Filter the data below for the string "this" and copy each matching line.
________________________________________
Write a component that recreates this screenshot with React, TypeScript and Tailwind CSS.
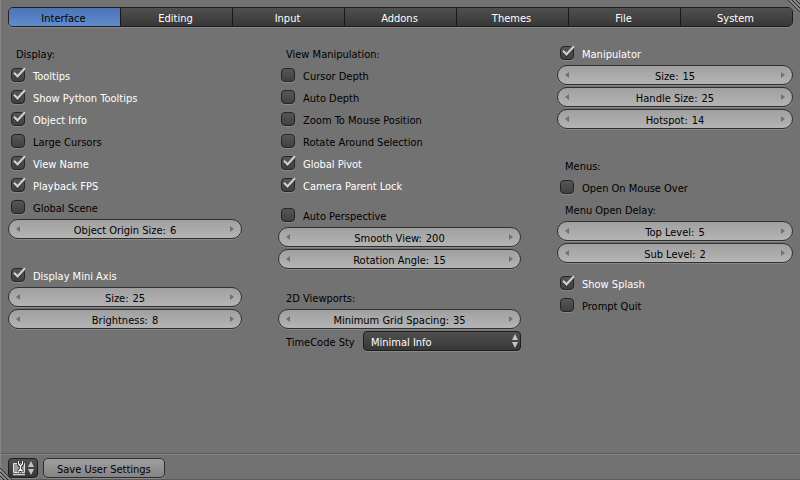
import { useId, useState } from "react";

const raised = "shadow-[0_1px_0_rgba(255,255,255,0.16)]";

function Tick() {
  return (
    <svg
      viewBox="0 0 16 16"
      className="pointer-events-none absolute -top-px left-0 hidden size-4 peer-checked:block"
      aria-hidden="true"
    >
      <path d="M3 7 L6.500 10.500 L14 2" fill="none" stroke="#2b2b2b" strokeWidth="3" opacity="0.6" />
      <path d="M3 5.800 L6.500 9.300 L14 1.200" fill="none" stroke="#cfcfcf" strokeWidth="2.200" />
    </svg>
  );
}

function Check({ label, on = false }: { label: string; on?: boolean }) {
  const [checked, setChecked] = useState(on);
  return (
    <label className="flex h-5 items-center gap-2 pl-[3px]">
      <span className="relative size-3.5 shrink-0">
        <input
          type="checkbox"
          checked={checked}
          onChange={(e) => setChecked(e.target.checked)}
          className={`peer block size-3.5 appearance-none rounded-[4px] border border-[#242424] bg-linear-to-b from-[#565656] to-[#414141] ${raised}`}
        />
        <Tick />
      </span>
      <span className={`pt-1 ${checked ? "text-white" : "text-black"}`}>{label}</span>
    </label>
  );
}

function Arrow({ left = false }: { left?: boolean }) {
  return (
    <svg viewBox="0 0 4 6" className="h-1.5 w-1" aria-hidden="true">
      <path d={left ? "M4 0 V6 L0 3 Z" : "M0 0 V6 L4 3 Z"} fill="#707070" />
    </svg>
  );
}

function NumberField({ label, value }: { label: string; value: number }) {
  const id = useId();
  const [current, setCurrent] = useState(String(value));
  const step = (by: number) => setCurrent(String((Number(current) || 0) + by));
  return (
    <div
      className={`flex h-5 items-center justify-between rounded-full border border-[#303030] bg-linear-to-b from-[#a0a0a0] to-[#b4b4b4] px-[7px] ${raised}`}
    >
      <button type="button" aria-label={`Decrease ${label}`} onClick={() => step(-1)}>
        <Arrow left />
      </button>
      <span className="flex items-center gap-1 pt-1">
        <label htmlFor={id}>{label}:</label>
        <input
          id={id}
          type="text"
          inputMode="numeric"
          value={current}
          onChange={(e) => setCurrent(e.target.value)}
          style={{ width: `${Math.max(1, current.length)}ch` }}
          className="h-4 bg-transparent outline-none"
        />
      </span>
      <button type="button" aria-label={`Increase ${label}`} onClick={() => step(1)}>
        <Arrow />
      </button>
    </div>
  );
}

function Heading({ children }: { children: string }) {
  return <h2 className="h-5 pt-1 pl-2">{children}</h2>;
}

function UpDown() {
  return (
    <svg viewBox="0 0 6 14" className="pointer-events-none h-3.5 w-1.5" aria-hidden="true">
      <path d="M3 0 L6 6 H0 Z M3 14 L6 8 H0 Z" fill="#c4c4c4" />
    </svg>
  );
}

function Grip({ className }: { className: string }) {
  return (
    <svg viewBox="0 0 12 12" className={`pointer-events-none absolute size-3 ${className}`} aria-hidden="true">
      <path d="M0 0 L12 12 M4 0 L12 8 M8 0 L12 4" stroke="#2c2c2c" strokeWidth="1" />
      <path d="M1.5 0 L12 10.5 M5.5 0 L12 6.5 M9.5 0 L12 2.5" stroke="#a6a6a6" strokeWidth="1" />
    </svg>
  );
}

const tabs = ["Interface", "Editing", "Input", "Addons", "Themes", "File", "System"];

export default function App() {
  const [tab, setTab] = useState("Interface");
  return (
    <div className="relative flex min-h-screen flex-col border-b border-l border-b-[#5c5c5c] border-l-[#858585] bg-[#727272] font-['DejaVu_Sans_Condensed','DejaVu_Sans',sans-serif] text-[11px] leading-4 text-black">
      <nav className={`mx-[7px] mt-[7px] flex h-5 overflow-hidden rounded-[5px] border border-[#1e1e1e] ${raised}`}>
        {tabs.map((name) => (
          <button
            key={name}
            type="button"
            aria-pressed={tab === name}
            onClick={() => setTab(name)}
            className={`flex-1 border-r border-[#191919] pt-[3px] pr-0.5 last:border-r-0 ${
              tab === name
                ? "bg-linear-to-b from-[#4a74b6] to-[#628cce] text-black"
                : "bg-linear-to-b from-[#505050] to-[#373737] text-white"
            }`}
          >
            {name}
          </button>
        ))}
      </nav>

      <main className="mx-[7px] mt-4 grid flex-1 grid-cols-[234fr_243fr_236fr] items-start gap-9">
        <section className="flex flex-col gap-[26px]">
          <div className="flex flex-col gap-0.5">
            <Heading>Display:</Heading>
            <Check label="Tooltips" on />
            <Check label="Show Python Tooltips" on />
            <Check label="Object Info" on />
            <Check label="Large Cursors" />
            <Check label="View Name" on />
            <Check label="Playback FPS" on />
            <Check label="Global Scene" />
            <NumberField label="Object Origin Size" value={6} />
          </div>
          <div className="flex flex-col gap-0.5">
            <Check label="Display Mini Axis" on />
            <NumberField label="Size" value={25} />
            <NumberField label="Brightness" value={8} />
          </div>
        </section>

        <section className="flex flex-col">
          <div className="flex flex-col gap-0.5">
            <Heading>View Manipulation:</Heading>
            <Check label="Cursor Depth" />
            <Check label="Auto Depth" />
            <Check label="Zoom To Mouse Position" />
            <Check label="Rotate Around Selection" />
            <Check label="Global Pivot" on />
            <Check label="Camera Parent Lock" on />
          </div>
          <div className="mt-2.5 flex flex-col gap-0.5">
            <Check label="Auto Perspective" />
            <NumberField label="Smooth View" value={200} />
            <NumberField label="Rotation Angle" value={15} />
          </div>
          <div className="mt-[18px] flex flex-col gap-0.5">
            <Heading>2D Viewports:</Heading>
            <NumberField label="Minimum Grid Spacing" value={35} />
            <div className="flex h-5">
              <label htmlFor="timecode" className="w-[85px] shrink-0 pt-1 pl-2">
                TimeCode Sty
              </label>
              <div className="relative flex-1">
                <select
                  id="timecode"
                  className={`h-5 w-full appearance-none rounded-[4px] border border-[#1e1e1e] bg-linear-to-b from-[#505050] to-[#373737] pt-[3px] pl-[7px] text-white ${raised}`}
                >
                  <option>Minimal Info</option>
                </select>
                <span className="pointer-events-none absolute top-[3px] right-[3px]">
                  <UpDown />
                </span>
              </div>
            </div>
          </div>
        </section>

        <section className="flex flex-col">
          <div className="flex flex-col gap-0.5">
            <Check label="Manipulator" on />
            <NumberField label="Size" value={15} />
            <NumberField label="Handle Size" value={25} />
            <NumberField label="Hotspot" value={14} />
          </div>
          <div className="mt-[26px] flex flex-col gap-0.5">
            <Heading>Menus:</Heading>
            <Check label="Open On Mouse Over" />
            <Heading>Menu Open Delay:</Heading>
            <NumberField label="Top Level" value={5} />
            <NumberField label="Sub Level" value={2} />
          </div>
          <div className="mt-2.5 flex flex-col gap-0.5">
            <Check label="Show Splash" on />
            <Check label="Prompt Quit" />
          </div>
        </section>
      </main>

      <footer className="flex h-[26px] items-start gap-[5px] border-t border-[#5a5a5a] pt-1 pl-[7px] shadow-[inset_0_1px_0_#858585]">
        <button
          type="button"
          aria-label="Editor type"
          className={`flex h-5 w-[30px] items-center justify-between rounded-[4px] border border-[#1e1e1e] bg-linear-to-b from-[#505050] to-[#373737] px-[3px] ${raised}`}
        >
          <svg viewBox="0 0 14 15" className="h-[15px] w-3.5" aria-hidden="true">
            <path d="M1.500 2.500 H12.500 V11.500 H1.500 Z" fill="#9a9a9a" stroke="#dedede" />
            <path d="M1 13.500 H13" stroke="#d0d0d0" strokeWidth="1.500" />
            <path d="M6.500 0 V3 L8.500 5.500 L10.500 3 V0 M8.500 5 V8 M6.500 11 L8.500 8 L10.500 11" fill="none" stroke="#151515" strokeWidth="3" />
            <path d="M6.500 0 V3 L8.500 5 L10.500 3 V0 M8.500 5 V8 M6.500 10.500 L8.500 8 L10.500 10.500" fill="none" stroke="#ffffff" strokeWidth="1.300" />
          </svg>
          <UpDown />
        </button>
        <button
          type="button"
          className={`h-5 rounded-[5px] border border-[#303030] bg-linear-to-b from-[#a0a0a0] to-[#848484] px-[13px] pt-[3px] ${raised}`}
        >
          Save User Settings
        </button>
      </footer>
      <Grip className="top-0 right-0" />
      <Grip className="-bottom-px -left-px rotate-180" />
    </div>
  );
}
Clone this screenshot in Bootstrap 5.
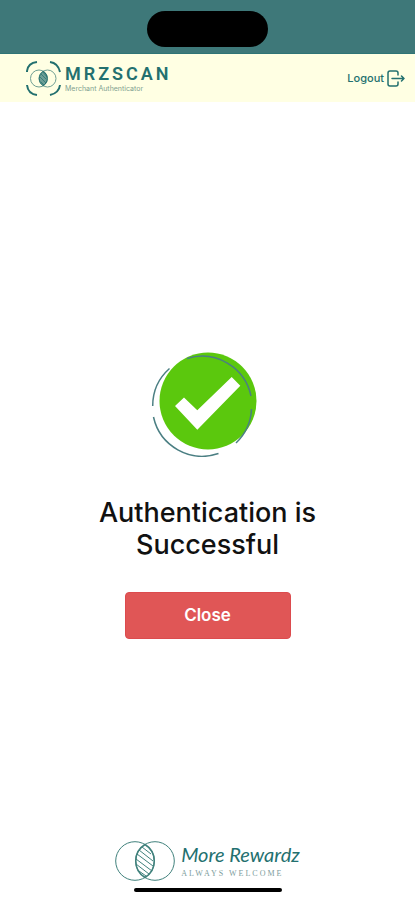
<!DOCTYPE html>
<html lang="en">
<head>
<meta charset="utf-8">
<meta name="viewport" content="width=device-width, initial-scale=1">
<title>MRZSCAN Merchant Authenticator</title>
<link rel="stylesheet" href="https://cdn.jsdelivr.net/npm/bootstrap@5.3.0/dist/css/bootstrap.min.css">
<style>
  body { font-family: Inter, "Liberation Sans", sans-serif; background: #fff; color: #111; }
  .status-strip { background: #3e7879; height: 54px; padding-top: 11px; border-bottom: 1px solid #2f7476; }
  .island { width: 121px; height: 36px; background: #000; }
  .app-bar { background: #ffffe3; height: 48px; padding: 0 10px 0 26px; }
  .brand-link, .logout-link { color: #23706f; }
  .brand-name { font: 600 18px/22px Roboto, sans-serif; letter-spacing: 3px; }
  .brand-sub { font-size: 7px; line-height: 8px; color: #7f9f91; }
  .brand-copy { margin-left: 4px; }
  .logout-link { font-size: 11px; line-height: 16px; font-weight: 500; gap: 3px; }
  .result { padding-top: 48px; }
  .result-title { font-size: 27px; line-height: 32px; font-weight: 500; width: 240px; margin: 40px 0 31px; }
  .btn-close-result { --bs-btn-color: #fff; --bs-btn-bg: #e05656; --bs-btn-border-color: #dc4b4e; --bs-btn-hover-color: #fff; --bs-btn-hover-bg: #cc4848; --bs-btn-hover-border-color: #cc4848; --bs-btn-border-radius: 4px; width: 166px; height: 47px; font-size: 17px; font-weight: 600; }
  .rewards { gap: 6px; color: #23706f; }
  .rewards-name { font: italic 400 20px/26px Lato, cursive; }
  .rewards-sub { font: 400 8px/14px "Liberation Serif", serif; letter-spacing: 2px; color: #7d9d9d; }
  .home-bar { width: 148px; height: 4px; background: #000; margin: 7px 0 8px; }
</style>
</head>
<body class="d-flex flex-column min-vh-100">
<div class="status-strip d-flex justify-content-center align-items-start"><div class="island rounded-pill"></div></div>
<header class="app-bar d-flex align-items-center justify-content-between">
  <a href="#" class="brand-link d-flex align-items-center text-decoration-none">
    <svg width="35" height="35" viewBox="0 0 35 35" fill="none" stroke="#23706f" aria-hidden="true">
      <path d="M1 11V10Q2 2 11 1M24 1Q32 2 34 11M34 24Q33 32 24 34M11 34Q2 33 1 24" stroke-width="2"/>
      <g stroke="#6f9f93"><circle cx="13" cy="17.500" r="8.500"/><circle cx="21.500" cy="17.500" r="8.500"/></g>
      <path d="M17.250 10.300A8.500 8.500 0 0 1 17.250 24.700A8.500 8.500 0 0 1 17.250 10.300Z" fill="#6d9f96"/>
      <path d="M15 13L20 18M14 16L20 22M17 11L21 16M15 21L18 24" stroke-width=".7"/>
    </svg>
    <span class="brand-copy d-flex flex-column"><span class="brand-name">MRZSCAN</span><span class="brand-sub">Merchant Authenticator</span></span>
  </a>
  <a href="#" class="logout-link d-flex align-items-center text-decoration-none">Logout
    <svg width="18" height="17" viewBox="0 0 18 17" fill="none" stroke="#23706f" stroke-width="1.500" stroke-linecap="round" stroke-linejoin="round" aria-hidden="true">
      <path d="M11 5V3Q11 1 9 1H3Q1 1 1 3V14Q1 16 3 16H9Q11 16 11 14V12M5 8.500H17M14.500 6L17 8.500L14.500 11"/>
    </svg>
  </a>
</header>
<main class="result flex-grow-1 d-flex flex-column align-items-center justify-content-center text-center">
  <svg width="116" height="105" viewBox="150 351 116 105" fill="none" aria-hidden="true">
    <circle cx="208" cy="400" r="48.500" fill="#5bc80d"/>
    <path d="M175 405L184 396.500L197.300 409.300L231.700 376L240.300 384.700L197.300 428.700Z" fill="#fff"/>
    <g stroke="#4b7f83" stroke-width="1.500"><path d="M169.500 367.500A50 50 0 0 0 152.700 405"/><path d="M153.500 416A50 50 0 0 0 218.500 452.500"/><path d="M236 442A50 50 0 0 0 251.500 408"/><path d="M187 357.500A50 50 0 0 1 251 395"/></g>
  </svg>
  <h1 class="result-title">Authentication is Successful</h1>
  <button type="button" class="btn btn-close-result">Close</button>
</main>
<footer class="d-flex flex-column align-items-center">
  <div class="rewards d-flex align-items-center">
    <svg width="60" height="40" viewBox="0 0 60 40" fill="none" stroke="#40817c" stroke-width="1" aria-hidden="true">
      <circle cx="20" cy="20" r="19.300"/><circle cx="40" cy="20" r="19.300"/>
      <path d="M30 3.500A19.300 19.300 0 0 1 30 36.500A19.300 19.300 0 0 1 30 3.500Z" stroke-width="1.500"/>
      <path d="M27 6L36 13M24 9L38 20M22 13L38 25M21 18L37 30M21 23L34 33M24 30L31 35"/>
    </svg>
    <div class="d-flex flex-column"><span class="rewards-name">More Rewardz</span><span class="rewards-sub">ALWAYS WELCOME</span></div>
  </div>
  <div class="home-bar rounded-pill"></div>
</footer>
<script src="https://cdn.jsdelivr.net/npm/bootstrap@5.3.0/dist/js/bootstrap.bundle.min.js"></script>
</body>
</html>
________________________________________
- Answer for the task:
Write a component that recreates this screenshot with React, TypeScript and Tailwind CSS.
Clone this screenshot in Bootstrap 5.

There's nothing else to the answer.